Réédition de « la Femme mystifiée » de Betty Friedan, violente critique de la condition de la ménagère américaine des années 1960
En 1963, Betty Friedan publiait aux Etats-Unis “la Femme mystifiée”. Cette radiographie effarante de la condition de la ménagère dans l’Amérique prospère déclencha une vaste prise de conscience féministe. On le réédite ces jours-ci
Vous vous êtes levée avant toute la maisonnée. Vous servez un petit déjeuner à base de pain fait maison aux enfants. Vous les habillez, leur préparez un goûter que vous glissez dans un Tupperware. Pour votre mari, c’est bacon et oeufs. Il part au travail, eux à l’école, vous restez seule. Vous courez du lavevaisselle à la machine à laver, du mixer au sèche-linge, de l’association de charité au supermarché. Le soir venu, vous nourrissez et distrayez les collègues de votre mari. Vous devriez vous coucher avec le sentiment du devoir accompli. Pourtant, vous gobez un tranquillisant.

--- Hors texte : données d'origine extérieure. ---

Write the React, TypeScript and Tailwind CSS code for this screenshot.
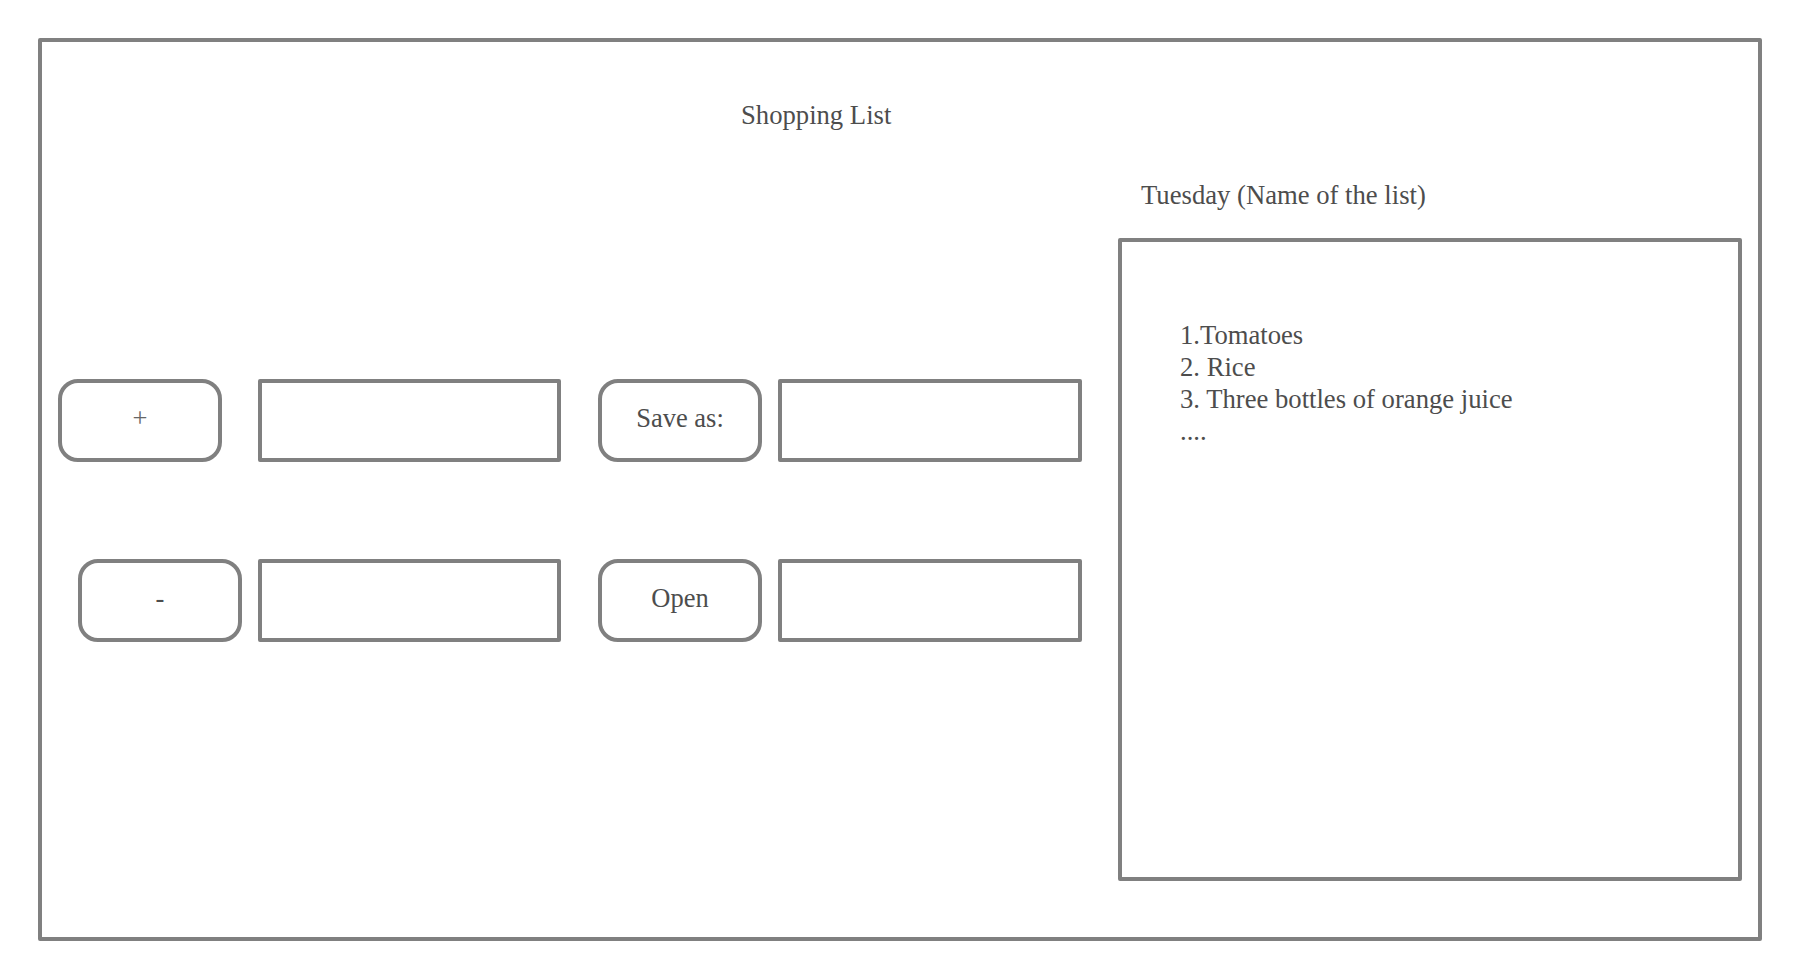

Il y a cinquante ans à peine, c’était là le quotidien de nombreuses femmes au foyer américaines. Educateurs, psychologues ou publicitaires prétendaient alors que « l’épanouissement complet de la femme s’accomplissait pleinement au sein de sa famille, auprès de ses enfants et de son mari ». Jusqu’à ce que Betty Friedan mette le doigt sur « le problème qui n’a pas de nom » et qui rongeait les « ménagères ». Publié en 1963 outre-Atlantique, « la Femme mystifiée » fut un best-seller instantané, avec 300000 exemplaires écoulés dès la première semaine, de nombreuses traductions ensuite – en 1964 en France – pour dépasser en trois ans les 3 millions de ventes.

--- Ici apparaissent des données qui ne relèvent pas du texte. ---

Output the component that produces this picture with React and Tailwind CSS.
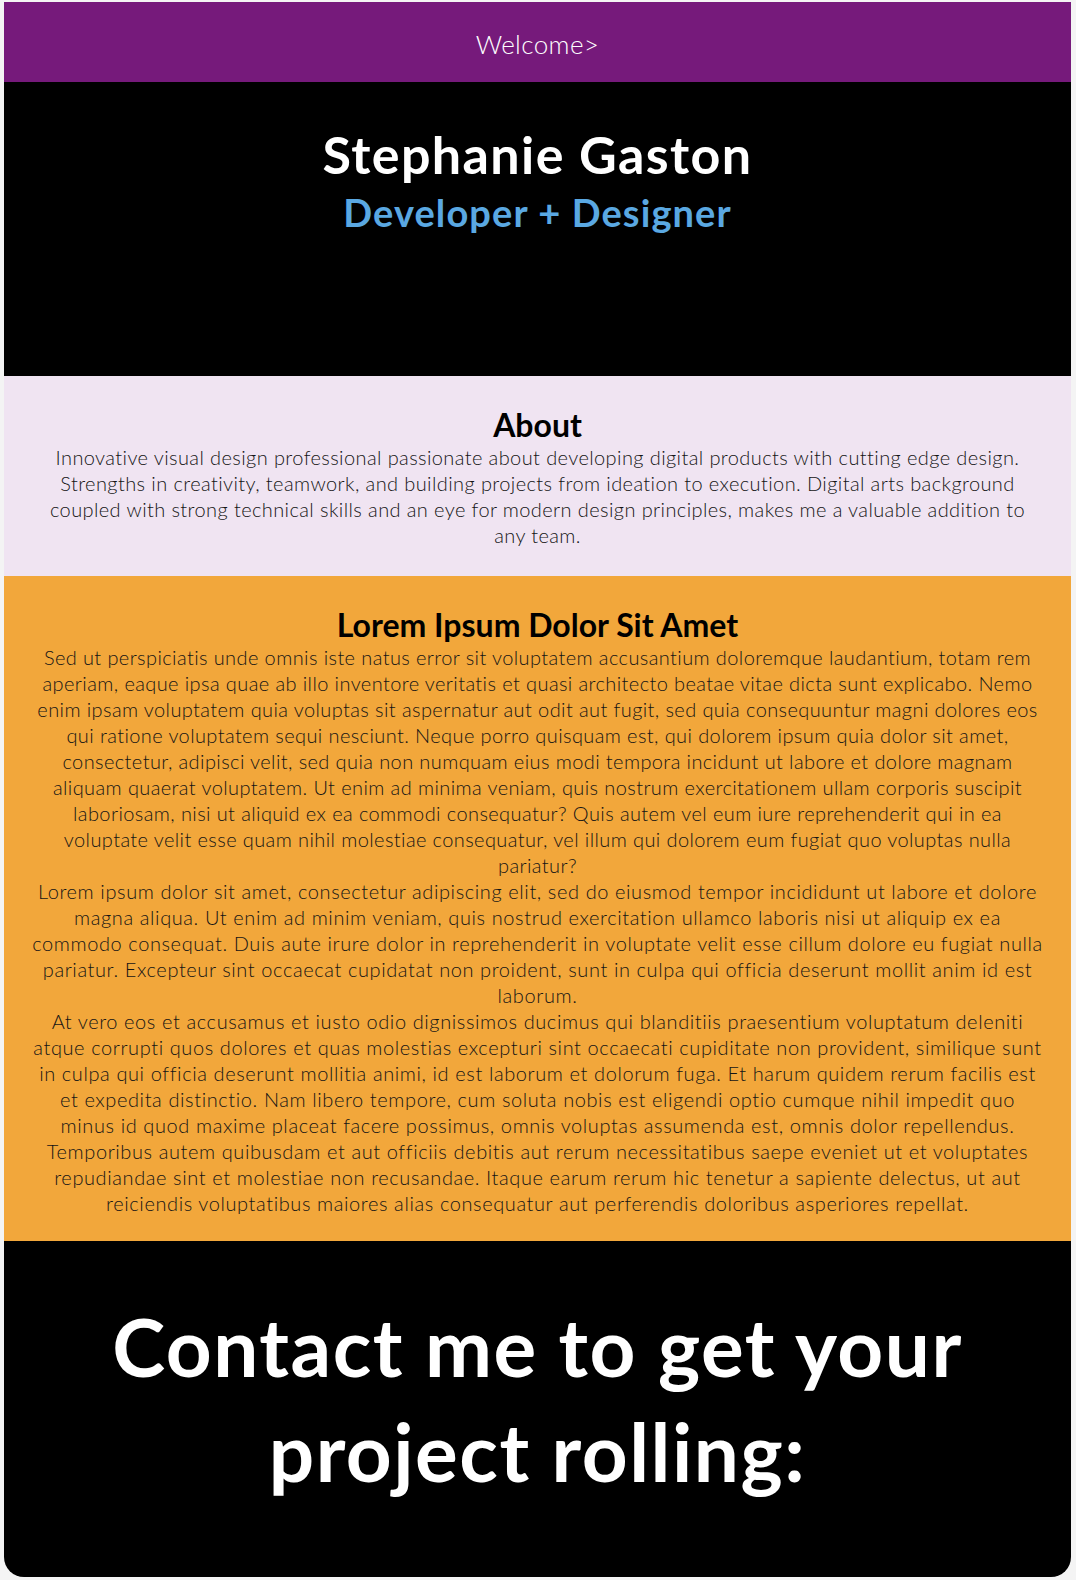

Betty Friedan ne se destinait pourtant pas à devenir le porte-étendard de la seconde vague féministe. Mère de trois enfants, cette femme au foyer et journaliste free-lance effectue en 1957 un sondage pour une réunion des anciennes étudiantes de Smith College, université non mixte. Elle découvre alors qu’elle n’est pas la seule à « ne pas avoir d’orgasme en cirant le sol de la cuisine ». Elle propose un sujet sur cet « indéfinissable malaise » au magazine « McCall’s », qui le refuse avec horreur. Friedan sent qu’elle est sur la piste de quelque chose. Mais quoi ? Après cinq ans de documentation et d’interviews à travers le pays, elle élabore le concept de « mystique de la femme », sorte de complot national destiné à emprisonner les femmes dans les pavillons de banlieues cossues.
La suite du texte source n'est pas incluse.